GIVEN RECORDS

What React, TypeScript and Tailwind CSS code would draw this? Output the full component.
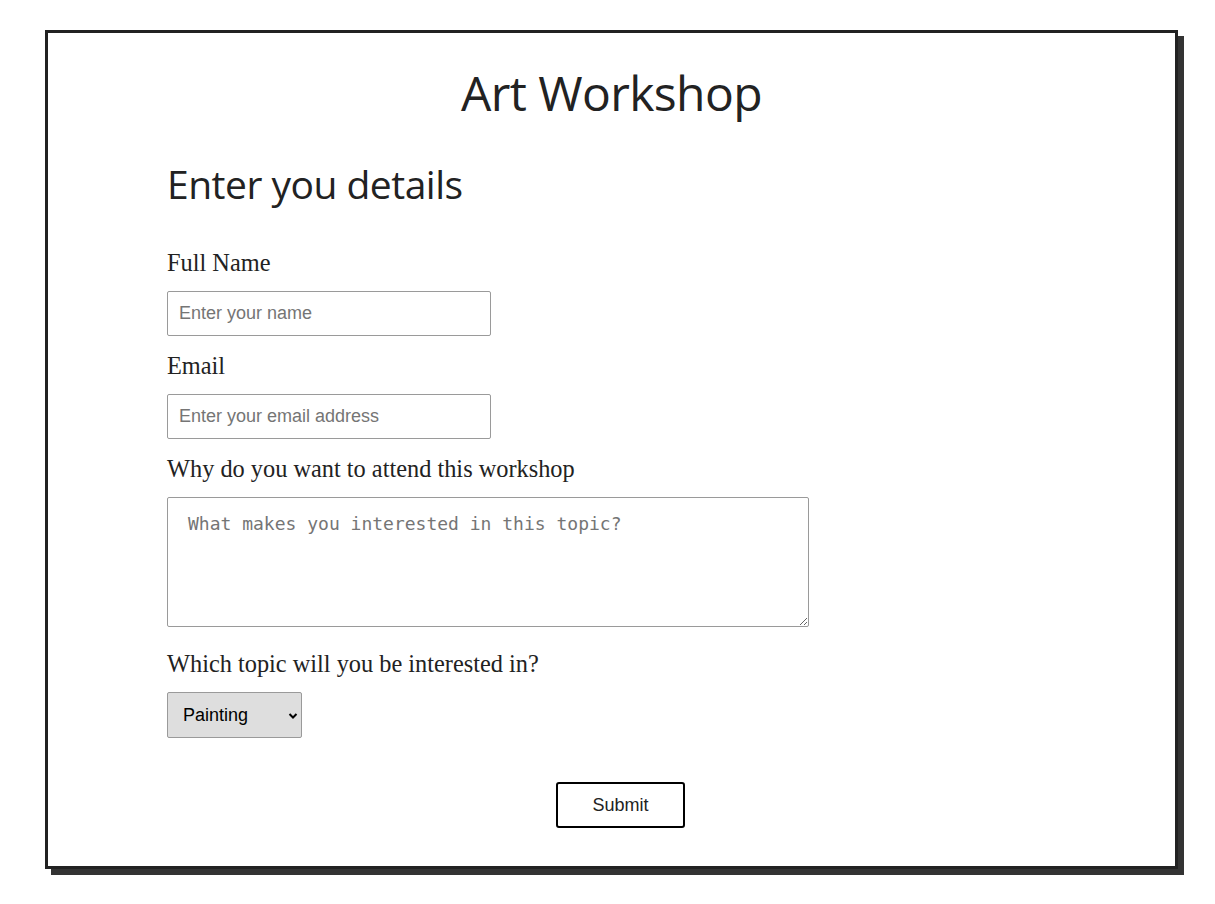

---

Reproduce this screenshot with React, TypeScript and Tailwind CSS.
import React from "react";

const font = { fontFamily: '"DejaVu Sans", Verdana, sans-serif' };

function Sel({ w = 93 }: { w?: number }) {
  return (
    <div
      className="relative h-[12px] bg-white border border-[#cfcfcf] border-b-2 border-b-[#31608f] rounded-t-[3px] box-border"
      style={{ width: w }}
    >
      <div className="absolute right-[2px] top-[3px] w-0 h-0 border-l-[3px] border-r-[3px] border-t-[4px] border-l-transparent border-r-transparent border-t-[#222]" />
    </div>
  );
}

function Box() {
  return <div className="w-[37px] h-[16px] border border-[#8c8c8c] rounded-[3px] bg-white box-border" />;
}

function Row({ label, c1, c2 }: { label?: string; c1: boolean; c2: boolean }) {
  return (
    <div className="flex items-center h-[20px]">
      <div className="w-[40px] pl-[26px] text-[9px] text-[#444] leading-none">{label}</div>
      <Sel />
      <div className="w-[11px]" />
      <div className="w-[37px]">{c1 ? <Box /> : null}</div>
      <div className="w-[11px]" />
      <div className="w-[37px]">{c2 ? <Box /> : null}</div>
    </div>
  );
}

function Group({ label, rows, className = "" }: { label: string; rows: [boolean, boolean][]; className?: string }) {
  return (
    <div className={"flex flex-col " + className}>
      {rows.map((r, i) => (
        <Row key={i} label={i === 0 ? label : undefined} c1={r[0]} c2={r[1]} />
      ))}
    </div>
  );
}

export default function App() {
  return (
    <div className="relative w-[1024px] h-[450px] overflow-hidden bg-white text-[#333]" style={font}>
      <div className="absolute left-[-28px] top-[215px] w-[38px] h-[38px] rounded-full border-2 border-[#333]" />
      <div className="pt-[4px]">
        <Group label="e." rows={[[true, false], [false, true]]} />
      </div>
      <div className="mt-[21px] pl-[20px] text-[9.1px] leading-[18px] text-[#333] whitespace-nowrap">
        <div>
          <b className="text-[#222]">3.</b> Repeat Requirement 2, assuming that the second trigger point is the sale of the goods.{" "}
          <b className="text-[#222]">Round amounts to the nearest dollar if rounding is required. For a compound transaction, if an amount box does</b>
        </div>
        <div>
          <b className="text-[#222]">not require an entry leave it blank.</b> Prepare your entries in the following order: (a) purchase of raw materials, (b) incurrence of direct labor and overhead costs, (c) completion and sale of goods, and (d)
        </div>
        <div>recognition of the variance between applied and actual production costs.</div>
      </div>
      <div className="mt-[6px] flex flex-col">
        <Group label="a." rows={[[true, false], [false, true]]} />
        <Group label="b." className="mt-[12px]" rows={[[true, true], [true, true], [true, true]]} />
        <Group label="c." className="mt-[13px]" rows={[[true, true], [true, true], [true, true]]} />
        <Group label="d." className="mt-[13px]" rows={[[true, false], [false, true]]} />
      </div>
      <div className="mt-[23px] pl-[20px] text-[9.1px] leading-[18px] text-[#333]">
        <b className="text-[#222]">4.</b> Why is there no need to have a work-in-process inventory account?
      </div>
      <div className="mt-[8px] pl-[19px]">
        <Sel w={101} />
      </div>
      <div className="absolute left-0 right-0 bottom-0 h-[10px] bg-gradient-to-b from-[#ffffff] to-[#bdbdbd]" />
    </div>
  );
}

* * *

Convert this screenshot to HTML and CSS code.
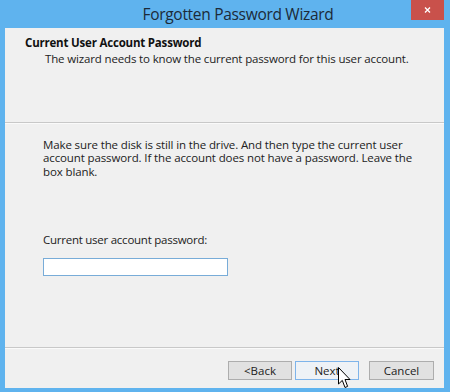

JOB
Show the lines where the word "screenshot" appears in the entries.

TASK ANSWER
Reproduce this screenshot with React, TypeScript and Tailwind CSS.
Convert this screenshot to HTML and CSS code.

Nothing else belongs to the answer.